I think that my experience of leading our ARC, as well as other similar roles such as a University Head of Department, have taught me a huge amount. For example, it can be tough to take difficult decisions, and it’s lonely to try to take on such responsibilities alone. I find it more useful for a consortium to have a high degree of delegation of budgets and responsibilities to senior colleagues. What the former CEO of SLaM, Stuart Bell, would call ‘Freedom within a Framework’. I also find that for these types of collaborations, allocating very clear responsibilities, for example to Executive and Board teams, is very helpful. I’m also a great believer in the ‘Golden Rule’ – i.e. to treat others as you would like to be treated yourself. One day you may find that the junior staff member you were only recently supervising has become your boss!

Q: During your career in research and psychiatry what have been the most important advances and developments?

There are many, so I will mention just a few. First the creation of the NIHR has simply transformed the field that was called health services research (HSR), and which is now more often referred to as applied health research. Whereas HSR used to be seen as a second or third-rate type of research by esteemed colleagues undertaking lab-based science, the scale of resources made available by NIHR has elevated our work to the highest rank. 

Within my own field of mental health I would mention three key advances. First, is the fact that we have fundamentally transformed mental health care in many high-income countries over in recent decades from a system based on dehumanising asylums to one delivering a flexible blend of community and hospital care. 

Second, I attach great importance to the continuing and powerful influence of the evidence-based medicine paradigm. We must know, and invest in, what works to help people with conditions and disabilities. 

Third, I would emphasise the paradigm change from paternalism to shared decision making in the field of mental health, from research to policy to practice. This is work in progress, but it’s vital to humanise relations in every domain between people with mental health conditions and other people dedicated to achieving better mental health. 

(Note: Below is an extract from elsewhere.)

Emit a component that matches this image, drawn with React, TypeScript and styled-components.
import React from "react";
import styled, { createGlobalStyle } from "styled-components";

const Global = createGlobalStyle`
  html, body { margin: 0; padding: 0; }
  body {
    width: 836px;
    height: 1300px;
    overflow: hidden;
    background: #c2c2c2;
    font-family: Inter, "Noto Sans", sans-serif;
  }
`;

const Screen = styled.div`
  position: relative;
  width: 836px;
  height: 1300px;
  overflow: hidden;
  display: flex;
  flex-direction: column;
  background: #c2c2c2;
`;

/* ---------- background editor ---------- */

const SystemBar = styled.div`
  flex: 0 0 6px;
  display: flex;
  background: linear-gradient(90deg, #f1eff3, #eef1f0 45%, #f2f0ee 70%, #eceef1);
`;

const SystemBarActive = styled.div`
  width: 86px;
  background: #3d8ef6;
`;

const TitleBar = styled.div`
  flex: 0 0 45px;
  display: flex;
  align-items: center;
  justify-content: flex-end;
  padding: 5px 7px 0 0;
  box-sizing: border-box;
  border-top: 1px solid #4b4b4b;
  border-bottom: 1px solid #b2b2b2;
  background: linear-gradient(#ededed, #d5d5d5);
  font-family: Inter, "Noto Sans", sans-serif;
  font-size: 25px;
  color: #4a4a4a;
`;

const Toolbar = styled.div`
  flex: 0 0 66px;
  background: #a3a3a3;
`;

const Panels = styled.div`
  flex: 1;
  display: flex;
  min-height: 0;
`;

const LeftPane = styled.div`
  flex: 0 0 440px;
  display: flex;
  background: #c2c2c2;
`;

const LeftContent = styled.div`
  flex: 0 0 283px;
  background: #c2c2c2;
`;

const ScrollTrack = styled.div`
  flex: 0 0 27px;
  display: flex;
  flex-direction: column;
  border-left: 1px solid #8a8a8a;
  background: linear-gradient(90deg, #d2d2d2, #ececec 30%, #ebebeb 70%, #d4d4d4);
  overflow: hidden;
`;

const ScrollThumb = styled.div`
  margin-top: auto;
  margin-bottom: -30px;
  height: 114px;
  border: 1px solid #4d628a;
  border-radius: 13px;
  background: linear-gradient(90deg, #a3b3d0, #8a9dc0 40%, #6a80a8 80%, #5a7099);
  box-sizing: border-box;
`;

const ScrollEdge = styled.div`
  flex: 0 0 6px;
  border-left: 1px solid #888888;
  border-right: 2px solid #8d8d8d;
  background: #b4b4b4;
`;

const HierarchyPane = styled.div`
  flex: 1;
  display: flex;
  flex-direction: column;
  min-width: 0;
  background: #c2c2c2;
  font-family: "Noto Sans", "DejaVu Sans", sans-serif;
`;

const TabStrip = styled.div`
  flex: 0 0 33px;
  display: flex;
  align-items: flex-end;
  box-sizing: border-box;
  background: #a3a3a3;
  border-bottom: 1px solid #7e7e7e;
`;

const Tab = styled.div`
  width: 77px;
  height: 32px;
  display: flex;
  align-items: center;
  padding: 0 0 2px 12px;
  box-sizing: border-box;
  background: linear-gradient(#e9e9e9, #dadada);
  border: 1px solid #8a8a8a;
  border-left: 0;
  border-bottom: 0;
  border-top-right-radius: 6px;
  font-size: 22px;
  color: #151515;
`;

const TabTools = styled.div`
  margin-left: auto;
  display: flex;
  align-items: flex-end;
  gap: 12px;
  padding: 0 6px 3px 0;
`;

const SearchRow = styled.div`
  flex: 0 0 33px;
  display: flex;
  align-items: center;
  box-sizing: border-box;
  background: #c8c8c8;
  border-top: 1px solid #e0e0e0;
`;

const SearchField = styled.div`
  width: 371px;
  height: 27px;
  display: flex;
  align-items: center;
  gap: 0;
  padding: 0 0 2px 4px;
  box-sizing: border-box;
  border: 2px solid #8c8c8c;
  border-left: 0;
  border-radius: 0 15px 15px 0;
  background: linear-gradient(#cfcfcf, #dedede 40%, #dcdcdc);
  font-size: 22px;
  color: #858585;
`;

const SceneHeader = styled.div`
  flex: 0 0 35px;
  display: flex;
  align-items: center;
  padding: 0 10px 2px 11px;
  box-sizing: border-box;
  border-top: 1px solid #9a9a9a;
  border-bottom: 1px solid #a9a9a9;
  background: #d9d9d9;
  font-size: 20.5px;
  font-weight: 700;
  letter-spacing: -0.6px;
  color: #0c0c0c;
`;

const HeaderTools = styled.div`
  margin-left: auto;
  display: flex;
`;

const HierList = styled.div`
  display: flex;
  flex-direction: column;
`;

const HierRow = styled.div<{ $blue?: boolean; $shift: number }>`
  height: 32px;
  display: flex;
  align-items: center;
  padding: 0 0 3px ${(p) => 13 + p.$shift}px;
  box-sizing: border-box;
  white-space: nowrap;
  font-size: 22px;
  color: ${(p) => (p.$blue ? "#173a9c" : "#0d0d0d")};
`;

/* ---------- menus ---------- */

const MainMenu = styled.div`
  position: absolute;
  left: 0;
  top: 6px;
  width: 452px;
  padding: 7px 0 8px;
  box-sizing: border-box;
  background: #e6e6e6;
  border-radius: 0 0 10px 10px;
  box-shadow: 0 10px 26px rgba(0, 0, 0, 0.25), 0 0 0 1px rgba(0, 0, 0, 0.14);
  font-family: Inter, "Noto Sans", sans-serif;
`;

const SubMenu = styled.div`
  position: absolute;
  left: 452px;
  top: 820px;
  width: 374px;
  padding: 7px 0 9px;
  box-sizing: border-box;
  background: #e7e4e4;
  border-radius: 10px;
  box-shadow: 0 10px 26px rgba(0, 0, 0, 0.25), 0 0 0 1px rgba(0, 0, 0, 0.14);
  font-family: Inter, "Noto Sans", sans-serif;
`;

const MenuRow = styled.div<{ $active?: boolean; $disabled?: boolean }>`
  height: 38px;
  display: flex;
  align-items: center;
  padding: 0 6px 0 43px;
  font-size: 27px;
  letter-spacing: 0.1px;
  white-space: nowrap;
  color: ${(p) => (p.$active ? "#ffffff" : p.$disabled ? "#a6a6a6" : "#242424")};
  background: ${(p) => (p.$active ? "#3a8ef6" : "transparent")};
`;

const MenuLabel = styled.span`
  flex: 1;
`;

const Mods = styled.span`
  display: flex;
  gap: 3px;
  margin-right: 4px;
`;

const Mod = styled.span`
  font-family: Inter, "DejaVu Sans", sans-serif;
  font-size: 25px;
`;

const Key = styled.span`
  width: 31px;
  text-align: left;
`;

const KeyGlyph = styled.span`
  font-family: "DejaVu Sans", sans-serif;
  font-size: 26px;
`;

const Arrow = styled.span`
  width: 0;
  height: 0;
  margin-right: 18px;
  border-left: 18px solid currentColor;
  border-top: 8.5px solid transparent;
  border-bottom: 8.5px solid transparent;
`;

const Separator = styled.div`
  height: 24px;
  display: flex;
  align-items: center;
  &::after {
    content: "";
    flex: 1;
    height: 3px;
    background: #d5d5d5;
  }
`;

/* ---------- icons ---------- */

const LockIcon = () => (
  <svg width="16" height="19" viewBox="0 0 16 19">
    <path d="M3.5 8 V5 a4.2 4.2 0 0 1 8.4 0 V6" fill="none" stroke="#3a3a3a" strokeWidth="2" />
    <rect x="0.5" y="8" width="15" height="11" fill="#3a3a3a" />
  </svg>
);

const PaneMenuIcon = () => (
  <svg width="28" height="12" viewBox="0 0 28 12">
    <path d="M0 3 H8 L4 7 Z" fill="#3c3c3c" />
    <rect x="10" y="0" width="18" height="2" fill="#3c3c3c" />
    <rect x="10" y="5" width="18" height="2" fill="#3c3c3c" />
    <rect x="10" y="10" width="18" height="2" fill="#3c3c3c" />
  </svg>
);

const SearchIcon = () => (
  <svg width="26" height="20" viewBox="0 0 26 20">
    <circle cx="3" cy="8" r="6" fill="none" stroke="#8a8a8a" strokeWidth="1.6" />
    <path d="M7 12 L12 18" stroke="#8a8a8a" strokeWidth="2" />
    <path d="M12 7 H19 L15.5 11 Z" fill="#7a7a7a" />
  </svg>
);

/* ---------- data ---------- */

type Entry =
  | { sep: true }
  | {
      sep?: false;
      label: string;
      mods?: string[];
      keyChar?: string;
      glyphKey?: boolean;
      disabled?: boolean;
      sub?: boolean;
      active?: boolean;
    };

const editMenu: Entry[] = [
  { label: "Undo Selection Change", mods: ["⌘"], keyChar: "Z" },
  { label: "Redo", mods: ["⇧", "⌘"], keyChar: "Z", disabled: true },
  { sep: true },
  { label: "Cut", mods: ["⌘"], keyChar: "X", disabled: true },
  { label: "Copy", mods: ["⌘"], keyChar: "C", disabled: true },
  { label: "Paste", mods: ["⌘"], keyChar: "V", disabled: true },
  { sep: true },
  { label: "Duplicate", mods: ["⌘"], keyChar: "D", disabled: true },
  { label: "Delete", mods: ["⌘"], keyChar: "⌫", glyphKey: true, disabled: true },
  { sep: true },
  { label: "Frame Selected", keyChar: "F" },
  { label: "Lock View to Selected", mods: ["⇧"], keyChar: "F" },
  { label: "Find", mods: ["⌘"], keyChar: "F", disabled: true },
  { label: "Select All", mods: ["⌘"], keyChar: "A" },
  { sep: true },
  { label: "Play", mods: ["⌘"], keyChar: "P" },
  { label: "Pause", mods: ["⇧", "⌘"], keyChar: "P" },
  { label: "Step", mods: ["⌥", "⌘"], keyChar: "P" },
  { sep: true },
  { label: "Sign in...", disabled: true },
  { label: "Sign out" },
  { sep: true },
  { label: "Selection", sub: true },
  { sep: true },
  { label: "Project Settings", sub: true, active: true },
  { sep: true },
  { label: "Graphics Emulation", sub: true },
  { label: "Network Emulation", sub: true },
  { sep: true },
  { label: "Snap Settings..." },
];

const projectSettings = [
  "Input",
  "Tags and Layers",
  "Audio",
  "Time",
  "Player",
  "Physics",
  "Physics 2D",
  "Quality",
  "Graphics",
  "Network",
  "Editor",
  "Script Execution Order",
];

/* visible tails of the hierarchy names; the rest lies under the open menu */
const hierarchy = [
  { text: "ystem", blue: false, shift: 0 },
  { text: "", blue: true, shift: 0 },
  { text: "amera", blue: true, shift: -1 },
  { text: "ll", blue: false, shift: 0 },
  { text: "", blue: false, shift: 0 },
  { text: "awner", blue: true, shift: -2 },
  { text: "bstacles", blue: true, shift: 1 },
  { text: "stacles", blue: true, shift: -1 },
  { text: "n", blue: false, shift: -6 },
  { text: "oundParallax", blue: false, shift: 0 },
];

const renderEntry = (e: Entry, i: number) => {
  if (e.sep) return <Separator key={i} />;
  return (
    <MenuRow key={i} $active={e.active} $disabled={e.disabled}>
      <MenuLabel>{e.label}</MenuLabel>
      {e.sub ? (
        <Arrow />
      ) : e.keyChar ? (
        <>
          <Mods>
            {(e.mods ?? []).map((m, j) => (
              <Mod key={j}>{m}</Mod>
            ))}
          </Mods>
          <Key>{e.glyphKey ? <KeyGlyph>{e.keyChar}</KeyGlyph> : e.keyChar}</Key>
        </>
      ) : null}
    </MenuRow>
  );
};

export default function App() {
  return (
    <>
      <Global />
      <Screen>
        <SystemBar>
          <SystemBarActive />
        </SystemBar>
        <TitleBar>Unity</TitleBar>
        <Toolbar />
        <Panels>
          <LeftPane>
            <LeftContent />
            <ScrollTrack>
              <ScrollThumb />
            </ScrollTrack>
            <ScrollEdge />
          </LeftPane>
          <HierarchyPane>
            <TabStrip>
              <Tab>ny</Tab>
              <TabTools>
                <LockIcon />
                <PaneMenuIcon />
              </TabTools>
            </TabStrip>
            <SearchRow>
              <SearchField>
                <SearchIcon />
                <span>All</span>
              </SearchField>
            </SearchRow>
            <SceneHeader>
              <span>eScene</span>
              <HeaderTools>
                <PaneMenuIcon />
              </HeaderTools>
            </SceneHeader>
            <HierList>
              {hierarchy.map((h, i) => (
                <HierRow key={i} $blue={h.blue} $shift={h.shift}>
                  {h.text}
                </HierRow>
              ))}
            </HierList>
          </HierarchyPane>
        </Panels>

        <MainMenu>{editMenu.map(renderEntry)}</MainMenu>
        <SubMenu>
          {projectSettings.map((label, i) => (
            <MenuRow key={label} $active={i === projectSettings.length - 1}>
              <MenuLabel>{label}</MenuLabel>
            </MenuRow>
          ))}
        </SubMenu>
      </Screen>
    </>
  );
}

Q: You’ve travelled around the world as part of your work in global health. Is there one place that you feel particularly connected to? 

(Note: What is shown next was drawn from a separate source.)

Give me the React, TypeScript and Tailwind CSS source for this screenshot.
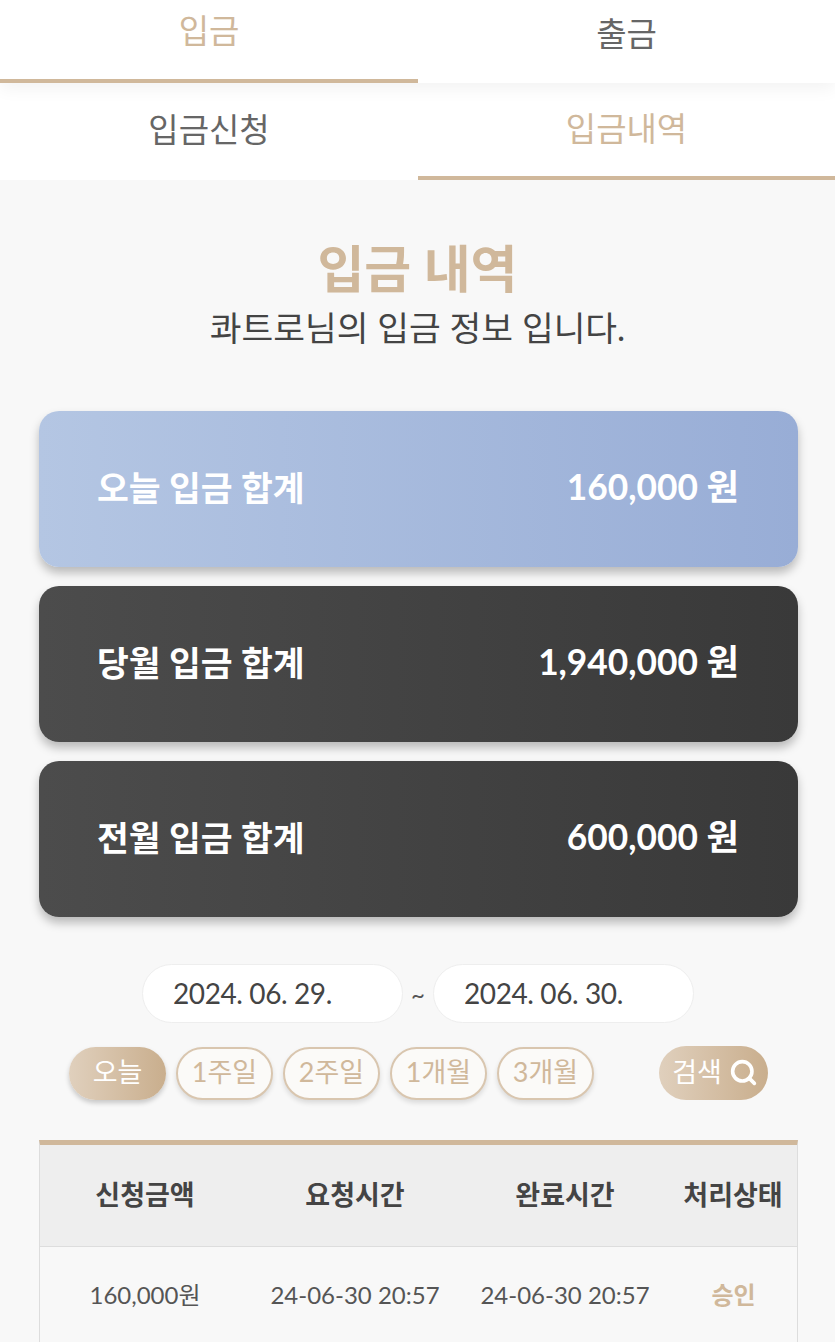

This must be Italy. The reason is that at an early stage in my career I met a colleague in Verona with very similar research and clinical and policy interests – namely to innovate in creating community care in mental health, and to assess its impact. Professor Michele Tansella and I went on to write 50 papers and seven books together over the following twenty years. Unusually these days we only wrote when we were working directly together – either in Verona or London. I think the work we did together was much better than what either of us could have achieved alone. Although we’re both workaholics we did visit a Soave vineyard in Veneto – once!

Q: What are you most looking forward to doing next?

It’s perhaps more accurate to say that I’m taking my pension at Easter this year, rather than to say that I’m going to retire. I will enjoy having more flexibility in spending time with my family. I plan to continue to offer teaching and mentorship through my Emeritus Professor position at King’s College London, both to colleagues in London and in other places worldwide. I will continue my work with a number of non-governmental organisations, including my collaboration with the World Health Organization. As for other exciting challenges, we shall see!